# WHAT TO DO:
Can you print the data exactly and leave out each image?

## start DATASET CONTENT

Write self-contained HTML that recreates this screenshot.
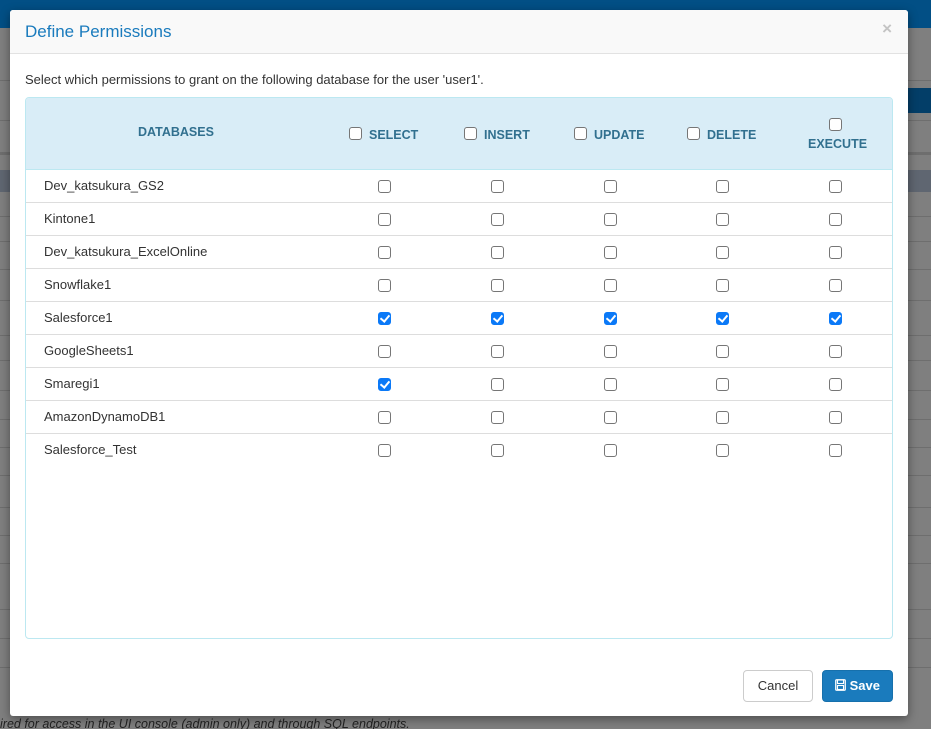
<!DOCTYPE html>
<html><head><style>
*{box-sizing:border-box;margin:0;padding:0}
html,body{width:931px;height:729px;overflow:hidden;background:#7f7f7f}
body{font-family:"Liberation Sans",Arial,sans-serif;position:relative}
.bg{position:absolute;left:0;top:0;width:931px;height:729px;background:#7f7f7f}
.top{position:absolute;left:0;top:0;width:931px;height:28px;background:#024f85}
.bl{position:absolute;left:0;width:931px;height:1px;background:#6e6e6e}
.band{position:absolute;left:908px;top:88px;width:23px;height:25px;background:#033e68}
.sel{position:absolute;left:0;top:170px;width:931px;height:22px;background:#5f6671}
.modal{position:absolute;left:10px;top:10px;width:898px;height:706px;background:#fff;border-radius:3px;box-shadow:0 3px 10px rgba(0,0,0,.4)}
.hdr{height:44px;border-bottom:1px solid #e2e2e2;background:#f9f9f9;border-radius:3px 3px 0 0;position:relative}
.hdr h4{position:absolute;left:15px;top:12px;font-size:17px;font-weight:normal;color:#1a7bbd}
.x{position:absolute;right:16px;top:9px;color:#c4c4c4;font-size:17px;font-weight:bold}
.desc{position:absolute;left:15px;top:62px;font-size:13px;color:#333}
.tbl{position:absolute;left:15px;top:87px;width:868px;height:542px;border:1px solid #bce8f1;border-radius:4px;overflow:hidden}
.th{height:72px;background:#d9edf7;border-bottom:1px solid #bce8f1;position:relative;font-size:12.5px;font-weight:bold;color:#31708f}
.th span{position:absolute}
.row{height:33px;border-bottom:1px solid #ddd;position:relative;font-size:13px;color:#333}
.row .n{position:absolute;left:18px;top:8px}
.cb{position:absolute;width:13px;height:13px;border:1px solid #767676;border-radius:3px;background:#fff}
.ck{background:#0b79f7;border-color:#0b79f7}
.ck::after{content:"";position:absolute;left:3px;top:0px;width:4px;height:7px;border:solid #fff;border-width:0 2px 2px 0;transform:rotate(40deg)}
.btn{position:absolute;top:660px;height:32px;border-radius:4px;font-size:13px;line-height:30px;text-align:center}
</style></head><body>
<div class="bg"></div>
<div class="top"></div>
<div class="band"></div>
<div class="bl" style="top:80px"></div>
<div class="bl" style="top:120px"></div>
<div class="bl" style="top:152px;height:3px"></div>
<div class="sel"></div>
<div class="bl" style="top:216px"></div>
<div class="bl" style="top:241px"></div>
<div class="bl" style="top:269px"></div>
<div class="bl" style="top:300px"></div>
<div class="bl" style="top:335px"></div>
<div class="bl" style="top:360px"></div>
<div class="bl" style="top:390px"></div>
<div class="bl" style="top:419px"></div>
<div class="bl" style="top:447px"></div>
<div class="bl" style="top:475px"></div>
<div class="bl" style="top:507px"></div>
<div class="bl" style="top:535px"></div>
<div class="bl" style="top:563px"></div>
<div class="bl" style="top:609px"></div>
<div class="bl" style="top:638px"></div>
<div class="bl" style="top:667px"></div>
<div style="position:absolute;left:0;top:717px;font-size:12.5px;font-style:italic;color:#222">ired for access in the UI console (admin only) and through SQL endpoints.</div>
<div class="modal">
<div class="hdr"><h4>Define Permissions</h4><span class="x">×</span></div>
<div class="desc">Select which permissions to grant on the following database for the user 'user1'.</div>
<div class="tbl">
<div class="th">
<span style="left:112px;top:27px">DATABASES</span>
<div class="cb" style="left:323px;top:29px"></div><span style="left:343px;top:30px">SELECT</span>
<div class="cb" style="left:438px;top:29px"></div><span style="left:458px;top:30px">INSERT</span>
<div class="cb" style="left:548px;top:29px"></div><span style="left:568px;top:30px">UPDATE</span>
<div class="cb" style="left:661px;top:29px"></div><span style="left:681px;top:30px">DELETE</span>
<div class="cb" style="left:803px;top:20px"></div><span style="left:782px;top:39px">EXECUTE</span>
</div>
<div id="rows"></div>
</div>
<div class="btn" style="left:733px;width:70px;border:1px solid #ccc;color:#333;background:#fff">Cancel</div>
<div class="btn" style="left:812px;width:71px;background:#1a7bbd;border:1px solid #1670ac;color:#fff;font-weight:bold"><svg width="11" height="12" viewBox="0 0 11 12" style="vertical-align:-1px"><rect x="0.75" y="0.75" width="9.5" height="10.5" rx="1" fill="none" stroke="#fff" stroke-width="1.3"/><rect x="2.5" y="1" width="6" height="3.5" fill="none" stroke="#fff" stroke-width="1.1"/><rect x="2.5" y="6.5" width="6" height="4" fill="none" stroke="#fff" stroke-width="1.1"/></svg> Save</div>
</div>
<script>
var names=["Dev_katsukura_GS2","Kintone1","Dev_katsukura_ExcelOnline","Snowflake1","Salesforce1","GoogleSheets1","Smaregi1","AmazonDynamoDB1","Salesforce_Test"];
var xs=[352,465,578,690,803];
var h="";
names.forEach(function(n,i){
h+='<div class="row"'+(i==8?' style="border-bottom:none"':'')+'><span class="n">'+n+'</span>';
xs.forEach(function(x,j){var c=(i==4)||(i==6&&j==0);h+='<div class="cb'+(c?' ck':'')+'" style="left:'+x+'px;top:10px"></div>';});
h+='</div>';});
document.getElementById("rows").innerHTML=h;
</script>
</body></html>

## end DATASET CONTENT

# WRITTEN SOLUTION:
Write self-contained HTML that recreates this screenshot.
<!DOCTYPE html>
<html><head><style>
*{box-sizing:border-box;margin:0;padding:0}
html,body{width:931px;height:729px;overflow:hidden;background:#7f7f7f}
body{font-family:"Liberation Sans",Arial,sans-serif;position:relative}
.bg{position:absolute;left:0;top:0;width:931px;height:729px;background:#7f7f7f}
.top{position:absolute;left:0;top:0;width:931px;height:28px;background:#024f85}
.bl{position:absolute;left:0;width:931px;height:1px;background:#6e6e6e}
.band{position:absolute;left:908px;top:88px;width:23px;height:25px;background:#033e68}
.sel{position:absolute;left:0;top:170px;width:931px;height:22px;background:#5f6671}
.modal{position:absolute;left:10px;top:10px;width:898px;height:706px;background:#fff;border-radius:3px;box-shadow:0 3px 10px rgba(0,0,0,.4)}
.hdr{height:44px;border-bottom:1px solid #e2e2e2;background:#f9f9f9;border-radius:3px 3px 0 0;position:relative}
.hdr h4{position:absolute;left:15px;top:12px;font-size:17px;font-weight:normal;color:#1a7bbd}
.x{position:absolute;right:16px;top:9px;color:#c4c4c4;font-size:17px;font-weight:bold}
.desc{position:absolute;left:15px;top:62px;font-size:13px;color:#333}
.tbl{position:absolute;left:15px;top:87px;width:868px;height:542px;border:1px solid #bce8f1;border-radius:4px;overflow:hidden}
.th{height:72px;background:#d9edf7;border-bottom:1px solid #bce8f1;position:relative;font-size:12.5px;font-weight:bold;color:#31708f}
.th span{position:absolute}
.row{height:33px;border-bottom:1px solid #ddd;position:relative;font-size:13px;color:#333}
.row .n{position:absolute;left:18px;top:8px}
.cb{position:absolute;width:13px;height:13px;border:1px solid #767676;border-radius:3px;background:#fff}
.ck{background:#0b79f7;border-color:#0b79f7}
.ck::after{content:"";position:absolute;left:3px;top:0px;width:4px;height:7px;border:solid #fff;border-width:0 2px 2px 0;transform:rotate(40deg)}
.btn{position:absolute;top:660px;height:32px;border-radius:4px;font-size:13px;line-height:30px;text-align:center}
</style></head><body>
<div class="bg"></div>
<div class="top"></div>
<div class="band"></div>
<div class="bl" style="top:80px"></div>
<div class="bl" style="top:120px"></div>
<div class="bl" style="top:152px;height:3px"></div>
<div class="sel"></div>
<div class="bl" style="top:216px"></div>
<div class="bl" style="top:241px"></div>
<div class="bl" style="top:269px"></div>
<div class="bl" style="top:300px"></div>
<div class="bl" style="top:335px"></div>
<div class="bl" style="top:360px"></div>
<div class="bl" style="top:390px"></div>
<div class="bl" style="top:419px"></div>
<div class="bl" style="top:447px"></div>
<div class="bl" style="top:475px"></div>
<div class="bl" style="top:507px"></div>
<div class="bl" style="top:535px"></div>
<div class="bl" style="top:563px"></div>
<div class="bl" style="top:609px"></div>
<div class="bl" style="top:638px"></div>
<div class="bl" style="top:667px"></div>
<div style="position:absolute;left:0;top:717px;font-size:12.5px;font-style:italic;color:#222">ired for access in the UI console (admin only) and through SQL endpoints.</div>
<div class="modal">
<div class="hdr"><h4>Define Permissions</h4><span class="x">×</span></div>
<div class="desc">Select which permissions to grant on the following database for the user 'user1'.</div>
<div class="tbl">
<div class="th">
<span style="left:112px;top:27px">DATABASES</span>
<div class="cb" style="left:323px;top:29px"></div><span style="left:343px;top:30px">SELECT</span>
<div class="cb" style="left:438px;top:29px"></div><span style="left:458px;top:30px">INSERT</span>
<div class="cb" style="left:548px;top:29px"></div><span style="left:568px;top:30px">UPDATE</span>
<div class="cb" style="left:661px;top:29px"></div><span style="left:681px;top:30px">DELETE</span>
<div class="cb" style="left:803px;top:20px"></div><span style="left:782px;top:39px">EXECUTE</span>
</div>
<div id="rows"></div>
</div>
<div class="btn" style="left:733px;width:70px;border:1px solid #ccc;color:#333;background:#fff">Cancel</div>
<div class="btn" style="left:812px;width:71px;background:#1a7bbd;border:1px solid #1670ac;color:#fff;font-weight:bold"><svg width="11" height="12" viewBox="0 0 11 12" style="vertical-align:-1px"><rect x="0.75" y="0.75" width="9.5" height="10.5" rx="1" fill="none" stroke="#fff" stroke-width="1.3"/><rect x="2.5" y="1" width="6" height="3.5" fill="none" stroke="#fff" stroke-width="1.1"/><rect x="2.5" y="6.5" width="6" height="4" fill="none" stroke="#fff" stroke-width="1.1"/></svg> Save</div>
</div>
<script>
var names=["Dev_katsukura_GS2","Kintone1","Dev_katsukura_ExcelOnline","Snowflake1","Salesforce1","GoogleSheets1","Smaregi1","AmazonDynamoDB1","Salesforce_Test"];
var xs=[352,465,578,690,803];
var h="";
names.forEach(function(n,i){
h+='<div class="row"'+(i==8?' style="border-bottom:none"':'')+'><span class="n">'+n+'</span>';
xs.forEach(function(x,j){var c=(i==4)||(i==6&&j==0);h+='<div class="cb'+(c?' ck':'')+'" style="left:'+x+'px;top:10px"></div>';});
h+='</div>';});
document.getElementById("rows").innerHTML=h;
</script>
</body></html>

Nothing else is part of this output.